P.S. : Mistrzami są jednak ci od CoDa, dlc w cenie 1/3 - 1/2 ceny gry dodające 4 mapki - to naprawdę trzeba mieć tupet, a najlepsze że ludzie to masową kupują ( co częściowo też rozumiem - wkręcają się w multi i chcą mieć wszystko... ).
Masz całkowitą rację. Pomimo tego daję się naciągnąć ... Nie zawsze, ale w tym przypadku tak jest. Metro: Last Light tak mi się podobało, że dokupiłem sobie Season Pass'a na Steam, które faktycznie kosztuje prawie tyle samo co sama podstawka, a daje na pewno kilka "urwanych" sytuacji. Jeszcze nie grałem w owe DLC, ale jak do tego dojdzie to dorzucę ocenę. :)
Moja ocena 4,5
Zestaw trzech misji o dość nierównym poziomem. Kampania dla Rzeszy jest niemal kalką ostatniej misji z podstawki o podniesieniu poziomi trudności. Kampania Czerwonej Linii to w sumie bardzo łatwe zadanie związane z skradaniem i cichej likwidacji której jest dość przyjemne, ale krótka. Najbardziej jednak wyróżnia się kampania Polis. W końcu zostajemy Stalkerem którego zadaniem jest zebranie 30 przedmiotów z powierzchni. Areną jest biblioteka z pierwszej części, niemal skopiowana, ale na tyle dobrze zrobione są tajne przejścia że ja osobiście sobie chwale tą mapę. Połowa przedmiotów jest w losowych miejsca, a małe i średnie mutanty się respownują. Za przedmioty dostajemy „walutę” która wymieniamy na lepszy sprzęt. Podsumowując w tym DLC wartościowa jest tylko przygoda w Kshatrigy’e która niestety jak już pozna się mapę nie zajmie więcej niż 30 min, niestety dla mnie to słaby dodatek.
Misja po stronie Rzeszy - dno, tak samo jak w przypadku ostatniej misji z głównej fabuły bronimy się przed chmarą czerwonych, znowu rozwalamy ten sam czołg, a jedynym urozmaiceniem są wkurzający snajperzy i dwie nowe pukawki, ale co z tego jak misja zajmuje 10 minut, a na hardkorowym stalkerze irytuje...
Misja gdzie wcielamy się w czerwonego jest ok, ale za krótka - musimy się po cichu dostać na stację Ciemna i w sumie będziemy się poruszać po nieco zmodyfikowanej lokacji z Metra 2033. Po dotarciu na stację misja kończy się..... żadnej kontynuacji.

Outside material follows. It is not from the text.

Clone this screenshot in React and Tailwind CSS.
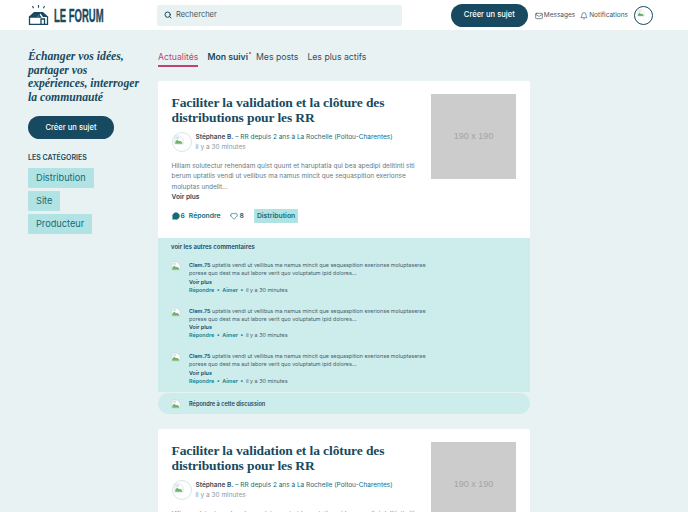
import { Search, Mail, Bell, MessageCircle, Heart } from "lucide-react";

const LOREM_POST =
  "Hiliam solutectur rehendam quist quunt et haruptatia qui bea apedipi delitinti siti berum uptatiis vendi ut vellibus ma namus mincit que sequaspition exerionse moluptas undelit...";
const LOREM_COMMENT =
  "uptatiis vendi ut vellibus ma namus mincit que sequaspition exerionse moluptaserae porese quo dest ma aut labore verit quo voluptatum ipid dolores...";

const SERIF = "font-['Liberation_Serif',serif]";

function BrokenImage({ size = 10 }) {
  return (
    <svg width={size} height={size} viewBox="0 0 16 16" className="block shrink-0">
      <path d="M1.500 1.500h8l5 5v8h-13z" fill="#fff" stroke="#ccd3d6" />
      <path d="M2 14v-3l3-4 3 3 2-1 3 3v2z" fill="#6db36d" />
      <path d="M3 3h5v3H3z" fill="#d3e0f2" />
    </svg>
  );
}

function Logo() {
  return (
    <div className="flex items-center gap-[5px]">
      <svg width="21" height="20" viewBox="0 0 21 20" className="block shrink-0">
        <path d="M0.500 12 L6 7 H15 L20.500 12 H15 L12.500 8.500 L9 12 Z" fill="#174a60" />
        <path d="M1 12h11.500l-2.500-3.500M1.500 12v7.500h18V12M13 19.500V14h3.500v5.500" fill="none" stroke="#174a60" strokeWidth="1.300" />
        <path d="M4.500 1l1 2.200M10.500 0v2.800M16.500 1l-1 2.200" stroke="#174a60" strokeWidth="1.100" />
      </svg>
      <span className="inline-block origin-left scale-x-[0.5] whitespace-nowrap font-['Liberation_Sans',sans-serif] text-[19px] leading-none font-bold text-[#174a60] [-webkit-text-stroke:0.4px_#174a60]">
        LE FORUM
      </span>
    </div>
  );
}

function CreateButton({ className }) {
  return (
    <button className={`rounded-full bg-[#174a60] text-[7.600px] font-medium text-white ${className}`}>
      Créer un sujet
    </button>
  );
}

function Header() {
  return (
    <header className="flex h-[30px] items-center bg-white pl-[28px] pr-[35px]">
      <div className="w-[129px]">
        <Logo />
      </div>
      <div className="flex h-[21px] w-[245px] items-center gap-[4px] rounded-[2px] bg-[#e8f2f3] px-[7px] text-[7.500px] text-[#3d5660]">
        <Search size={8} strokeWidth={3} className="text-[#174a60]" />
        Rechercher
      </div>
      <CreateButton className="ml-auto h-[23px] w-[77px]" />
      <div className="ml-[7px] flex items-center gap-[1px] pt-px text-[6.500px] text-[#3d5660]">
        <Mail size={8} />
        Messages
      </div>
      <div className="ml-[5px] flex items-center gap-[1px] pt-px text-[6.500px] text-[#3d5660]">
        <Bell size={8} />
        Notifications
      </div>
      <div className="ml-[6px] h-[19px] w-[19px] rounded-full border border-[#174a60] pl-[2px] pt-[2px]">
        <BrokenImage size={8} />
      </div>
    </header>
  );
}

function Sidebar() {
  return (
    <aside className="w-[129px] shrink-0">
      <p className={`${SERIF} whitespace-nowrap text-[11.700px] leading-[13.500px] font-bold italic text-[#174a60]`}>
        Échanger vos idées,
        <br />
        partager vos
        <br />
        expériences, interroger
        <br />
        la communauté
      </p>
      <CreateButton className="mt-[12px] h-[23px] w-[86px]" />
      <h3 className="mt-[14px] text-[7px] leading-[10px] font-semibold text-[#174a60]">LES CATÉGORIES</h3>
      <div className="mt-[5px] flex flex-col items-start gap-[3px]">
        {["Distribution", "Site", "Producteur"].map((c) => (
          <span key={c} className="rounded-[1px] bg-[#b2e3e4] px-[8px] py-[3px] text-[9.200px] leading-[14px] text-[#136b78]">
            {c}
          </span>
        ))}
      </div>
    </aside>
  );
}

function Tabs() {
  return (
    <nav className="flex items-start text-[8.700px] leading-[14px] text-[#33505c]">
      <span className="border-b-2 border-[#c2426f] pb-px text-[#c2426f]">Actualités</span>
      <span className="relative ml-[9px] font-semibold text-[#174a60]">
        Mon suivi
        <span className="absolute -right-[3px] top-[2px] h-[2px] w-[2px] rounded-full bg-[#c2426f]" />
      </span>
      <span className="ml-[8px]">Mes posts</span>
      <span className="ml-[9px]">Les plus actifs</span>
    </nav>
  );
}

function PostBody() {
  return (
    <div className="flex justify-between pb-[15px] pl-[13.500px] pr-[14px] pt-[13px]">
      <div className="w-[250px]">
        <h2 className={`${SERIF} mt-[1px] text-[13.500px] leading-[15px] font-bold tracking-[-0.1px] text-[#174a60]`}>
          Faciliter la validation et la clôture des
          <br />
          distributions pour les RR
        </h2>
        <div className="mt-[7px] flex items-center gap-[4px]">
          <div className="h-[20px] w-[20px] shrink-0 rounded-full border border-[#d5e6e8] pl-[1px] pt-[2px]">
            <BrokenImage />
          </div>
          <div className="text-[6.500px] leading-[10px]">
            <div className="whitespace-nowrap text-[#136b78]">
              <span className="font-semibold text-[#33505c]">Stéphane B.</span> – RR depuis 2 ans à La Rochelle (Poitou-Charentes)
            </div>
            <div className="text-[#8a979c]">il y a 30 minutes</div>
          </div>
        </div>
        <p className="mt-[9px] text-[6.470px] leading-[10.300px] text-[#667a82]">{LOREM_POST}</p>
        <div className="text-[6.600px] leading-[10px] font-semibold text-[#174a60]">Voir plus</div>
        <div className="mt-[7px] flex items-center text-[6.800px] font-semibold text-[#136b78]">
          <MessageCircle size={8} fill="#136b78" />
          <span className="ml-[1px]">6</span>
          <span className="ml-[4px]">Répondre</span>
          <Heart size={8} className="ml-[9px]" />
          <span className="ml-[2px]">8</span>
          <span className="ml-[10px] rounded-[1px] bg-[#b2e3e4] px-[3px] py-[2px]">Distribution</span>
        </div>
      </div>
      <div className="flex h-[85px] w-[85px] shrink-0 items-center justify-center bg-[#cccccc] pt-px font-['Liberation_Sans',sans-serif] text-[9px] text-[#a5a5a5]">
        190 x 190
      </div>
    </div>
  );
}

function Comment() {
  return (
    <div className="flex gap-[6px]">
      <div className="w-[12px] shrink-0">
        <BrokenImage />
      </div>
      <div className="w-[240px] text-[5.400px] leading-[8.300px] text-[#46606a]">
        <span className="font-semibold text-[#174a60]">Clem.75</span> {LOREM_COMMENT}
        <div className="font-semibold text-[#174a60]">Voir plus</div>
        <div className="text-[#14808c]">
          <span className="font-semibold">Répondre</span> <span className="mx-[1px]">•</span>{" "}
          <span className="font-semibold">Aimer</span> <span className="mx-[1px]">•</span>{" "}
          <span className="text-[#46606a]">il y a 30 minutes</span>
        </div>
      </div>
    </div>
  );
}

function FullPost() {
  return (
    <article>
      <div className="rounded-t-[2px] bg-white">
        <PostBody />
      </div>
      <div className="bg-[#cdecec] px-[13px] pb-[7px] pt-[5px]">
        <div className="text-[6px] leading-[8px] font-semibold text-[#174a60]">voir les autres commentaires</div>
        <div className="mt-[10px] flex flex-col gap-[12.300px]">
          <Comment />
          <Comment />
          <Comment />
        </div>
      </div>
      <div className="mt-px flex h-[21px] items-center gap-[6px] rounded-[11px] bg-[#cdecec] px-[13px] text-[5.600px] font-semibold text-[#174a60]">
        <div className="w-[12px] shrink-0">
          <BrokenImage />
        </div>
        Répondre à cette discussion
      </div>
    </article>
  );
}

export default function App() {
  return (
    <div className="h-[512px] overflow-hidden bg-[#e8f2f3] font-['Inter',sans-serif]">
      <Header />
      <main className="flex pl-[28px] pt-[20px]">
        <Sidebar />
        <div className="ml-[1px] w-[372px]">
          <Tabs />
          <div className="mt-[14px]">
            <FullPost />
            <article className="mt-[15px] rounded-[2px] bg-white">
              <PostBody />
            </article>
          </div>
        </div>
      </main>
    </div>
  );
}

Bieganie po bibliotece stalkerem z Polis jest najlepsza, ale nie bez wad. Odwiedzamy ponownie bibliotekę z jedynki i zbieramy przedmioty, które sprzedajemy za naboje.
Na wyższym poziomie trudności misja robi się nie do przejścia po spotkaniu pierwszego bibliotekarza, który często ma wywalone, że stoimy w bezruchu i się na niego gapimy tylko od razu nas atakuje biorąc nas przy tym na strzała, a jego zabicie jest absurdalnie trudne bo przyjmuje on niemal trzy magazynki z ubojnika (ta fajna strzelba samopowtarzalna). Do tego dochodzą irytujące zmutowane szczury, które w nieskończoność wychodzą z nory i są strasznie szybkie co zmusza do notorycznego używania apteczek. Żeby jeszcze dało się te ich nory spalić....
Nie polecam kupować tego DLC, chyba że macie Redux, który ma je od razu.
eee tam mi się nawet podobało. Fajne DLC tylko krótki i szkoda że Bronie nie można też wykorzystać w Regularnej Kampanii.